Although Oscan was distinct from Latin, its speakers sometimes used a version of the Romans’ Latin alphabet—something that might feel familiar to modern readers. This is similar to the way various languages nowadays share the same writing system. They also occasionally used the Etruscan script. In addition, the Greek alphabet appears in surviving inscriptions, especially in southern Italy, where Oscan speakers lived closer to the Greek cities of Magna Graecia and were more directly influenced by Greek culture.

Over time, however, the expansion of Rome led to the decline and eventual disappearance of the Oscan languages, which were replaced by Latin. This broader linguistic shift is exactly what we see reflected in the history of Pompeii.

Frescoed food counter of the Regio V thermopolium in Pompeii
Frescoed food counter of the Regio V thermopolium in Pompeii. Credit: Parco Archeologico di Pompei

The origin and early history of Pompeii prior to the Romans

The origins of Pompeii stretch back to around the ninth or eighth century BC. There are no contemporary records of its founding, nor do we know of any legends about how it began. What historians have reconstructed through archaeology suggests that it was founded by the Osci from Campania—the southwestern Italian region where Pompeii is situated.

Initially, these Oscan speakers set up a cluster of five small villages located near each other. By the sixth century BC, these villages merged into a single, unified settlement. A similar process happened in Greece with the city of Sparta, which originally consisted of four separate villages before coming together.

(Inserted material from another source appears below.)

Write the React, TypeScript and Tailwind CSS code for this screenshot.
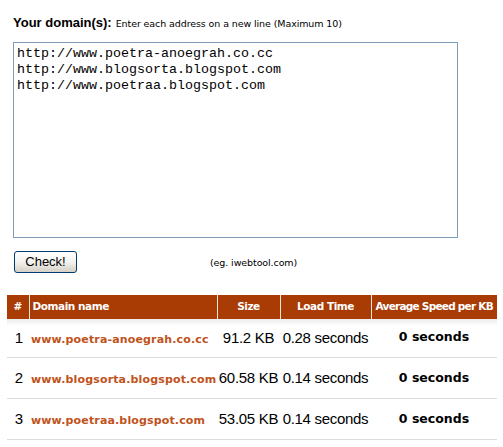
const domains = [
  "http://www.poetra-anoegrah.co.cc",
  "http://www.blogsorta.blogspot.com",
  "http://www.poetraa.blogspot.com",
];

const results = [
  { n: 1, name: "www.poetra-anoegrah.co.cc", size: "91.2 KB", time: "0.28 seconds" },
  { n: 2, name: "www.blogsorta.blogspot.com", size: "60.58 KB", time: "0.14 seconds" },
  { n: 3, name: "www.poetraa.blogspot.com", size: "53.05 KB", time: "0.14 seconds" },
];

const App = () => {
  return (
    <div className="w-[503px] h-[447px] bg-white overflow-hidden font-['Liberation_Sans',Arial,sans-serif] text-black">
      <div className="pl-[13px] pt-[13px] flex items-baseline">
        <span className="text-[13px] font-bold">Your domain(s):</span>
        <span className="ml-[4px] text-[9.5px] font-['DejaVu_Sans',Verdana,sans-serif] tracking-[-0.1px]">
          Enter each address on a new line (Maximum 10)
        </span>
      </div>

      <textarea
        readOnly
        defaultValue={domains.join("\n")}
        className="block ml-[13px] mt-[9px] w-[445px] h-[196px] border border-[#7f9db9] px-[3px] pt-[3px] pb-[1px] font-['Liberation_Mono','Courier_New',monospace] text-[13.33px] leading-[16px] resize-none outline-none"
      />

      <div className="flex items-center mt-[13px] ml-[14px]">
        <button className="w-[63px] h-[22px] rounded-[3px] border border-[#003c74] bg-gradient-to-b from-white via-[#f2f2ee] to-[#d6d0c5] text-[13px] leading-none pb-[1px]">
          Check!
        </button>
        <span className="ml-[133px] mt-[4px] text-[9.5px] font-['DejaVu_Sans',Verdana,sans-serif] tracking-[-0.1px]">
          (eg. iwebtool.com)
        </span>
      </div>

      <table className="ml-[7px] mt-[22px] w-[490px] border-collapse table-fixed">
        <thead>
          <tr className="h-[24px] bg-[#a93b05] text-white text-[10.5px] font-bold font-['DejaVu_Sans',Verdana,sans-serif] tracking-[-0.45px]">
            <th className="w-[22px] text-center border-r border-[#f3e6d6] font-bold">#</th>
            <th className="w-[188px] text-left pl-[3px] border-r border-[#f3e6d6] font-bold">Domain name</th>
            <th className="w-[63px] text-center border-r border-[#f3e6d6] font-bold">Size</th>
            <th className="w-[91px] text-center border-r border-[#f3e6d6] font-bold">Load Time</th>
            <th className="text-center whitespace-nowrap font-bold tracking-[-0.75px]">Average Speed per KB</th>
          </tr>
        </thead>
        <tbody>
          {results.map((r, i) => (
            <tr
              key={r.n}
              className={`border-b border-[#dcdcdc] ${i === 0 ? "h-[39px] bg-gradient-to-b from-[#ececec] via-white to-white via-[18%]" : "h-[41px]"}`}
            >
              <td className="text-[15px] text-center pl-[2px]">{r.n}</td>
              <td className="pl-[2px] whitespace-nowrap">
                <a className="text-[#c0531c] font-bold text-[11px] font-['DejaVu_Sans',Verdana,sans-serif] tracking-[0.15px]">
                  {r.name}
                </a>
              </td>
              <td className="text-[15px] text-center whitespace-nowrap tracking-[-0.3px]">{r.size}</td>
              <td className="text-[15px] text-center whitespace-nowrap tracking-[-0.3px]">{r.time}</td>
              <td className="text-center font-bold text-[12.5px] font-['DejaVu_Sans',Verdana,sans-serif]">0 seconds</td>
            </tr>
          ))}
        </tbody>
      </table>
    </div>
  );
};

export default App;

Even before Pompeii’s villages merged, Greek influences were already shaping the area. It seems that the Greeks of Magna Grecia came to dominate the region, likely not through military conquest but by cultural and economic influence, around 700 BC—shortly after the city’s first establishment.

Following this, in the seventh century BC, the Etruscans expanded south into Campania. Like the Greeks before them, they appear to have taken control of Pompeii and the surrounding territory without major warfare against its inhabitants. The Etruscans maintained dominance over Pompeii until the first half of the sixth century BC. Their power waned as wars began to dismantle the Etruscan civilization, opening the door for a new ruling force: the Samnites.

What was Oscan Pompeii like?

In a linguistic sense, it was almost as if Pompeii had come full circle. The Samnites, who became the dominant power in the city before the Romans arrived, spoke Oscan—just like the Osci who had originally founded Pompeii.

The Samnites appear to have called themselves the Safineis. This was likely the name that at least some of Pompeii’s pre-Roman inhabitants used for themselves. Sadly, we don’t know what the original Osci settlers called their own people.

What we do know is that early Pompeii was heavily influenced by Greek culture in multiple ways. Archaeology reveals this from the very earliest layers of the site. For example, there was a Doric-style temple dating to around 700 BC, alongside evidence of a cult devoted to Apollo, showing how Greek religious practices had taken root. During the period of Etruscan dominance, unsurprisingly, traces of Etruscan influence appear as well. Archaeologists have uncovered an Etruscan necropolis dating to the sixth century BC, and the Oscan language was sometimes written using the Etruscan script.

Interestingly, the Greek alphabet did not disappear after the Greeks lost control of Pompeii in the early fifth century BC. In fact, its use may have even increased over time, likely reflecting growing trade connections with the powerful cities of Magna Grecia. From its founding through the Roman conquest, Pompeii’s Oscan inhabitants clearly had no problem adopting elements from other cultures—like the Greek alphabet—and weaving them seamlessly into their daily lives.